Steve LaBonne 12.19.07 at 6:56 pm

I’ve always liked Bertrand Russell’s suggestion that each country’s history should be taught in its schools exclusively by natives of other countries.

25

John Quiggin 12.19.07 at 8:39 pm

TracyW, if you read the link to my long post on the subject, you’ll get a better idea of what the culture wars are about.

On the points you mention, economic policy in Australia is considered orthogonal to the culture wars. The relationship between the government and Aborigines is a big and horribly difficult question – we’re just sick of it being dealt with in the manner of the culture wars,as my post explains.

On history teaching, the general feeling is indeed that we have spent too long fighting over questions like “Was Australia ‘invaded’ or ‘settled’?’, and that very little remains to be said.
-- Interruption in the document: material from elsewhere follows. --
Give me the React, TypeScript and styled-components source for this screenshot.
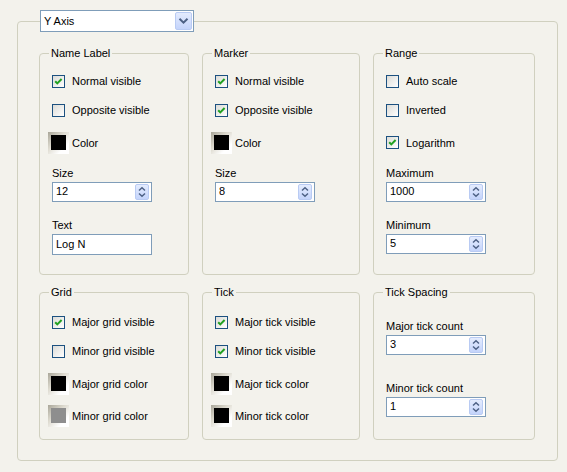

If the rightwing culture warriors will shut up about this kind of question, I don’t think many on the left really want to reopen them.

26

Tracy W 12.19.07 at 9:34 pm

Thanks for explaining in more detail. It’s nice to know that I haven’t completely misunderstood what’s happening across the Ditch. Though I do think that what’s taught in schools will be a political football as long as there are schools.

27

Emma 12.19.07 at 11:19 pm

The other thing is that most of the debate in Australian broadsheet newspapers about history teaching is written by people writing about the pronouncements of politicians, none of whom have any idea of what or how history is being taught. Teachers are doing a fine job in the schools I know of teaching interesting, nuanced, complex historical curriculum and emphasising critical, intelligent research by their students. If any of these bozos had ever been in a school or talked to a secondary student, or even downloaded the Year 9 and 10 Australian history syllabus from the NSW Board of Studies website, they’d know that. But that would be journalism. Or research. Or critical thinking. Year 10 students tend to be better at it than journalists or politicians.
If I sound exasperated, that’s exactly the feeling JQ is reporting.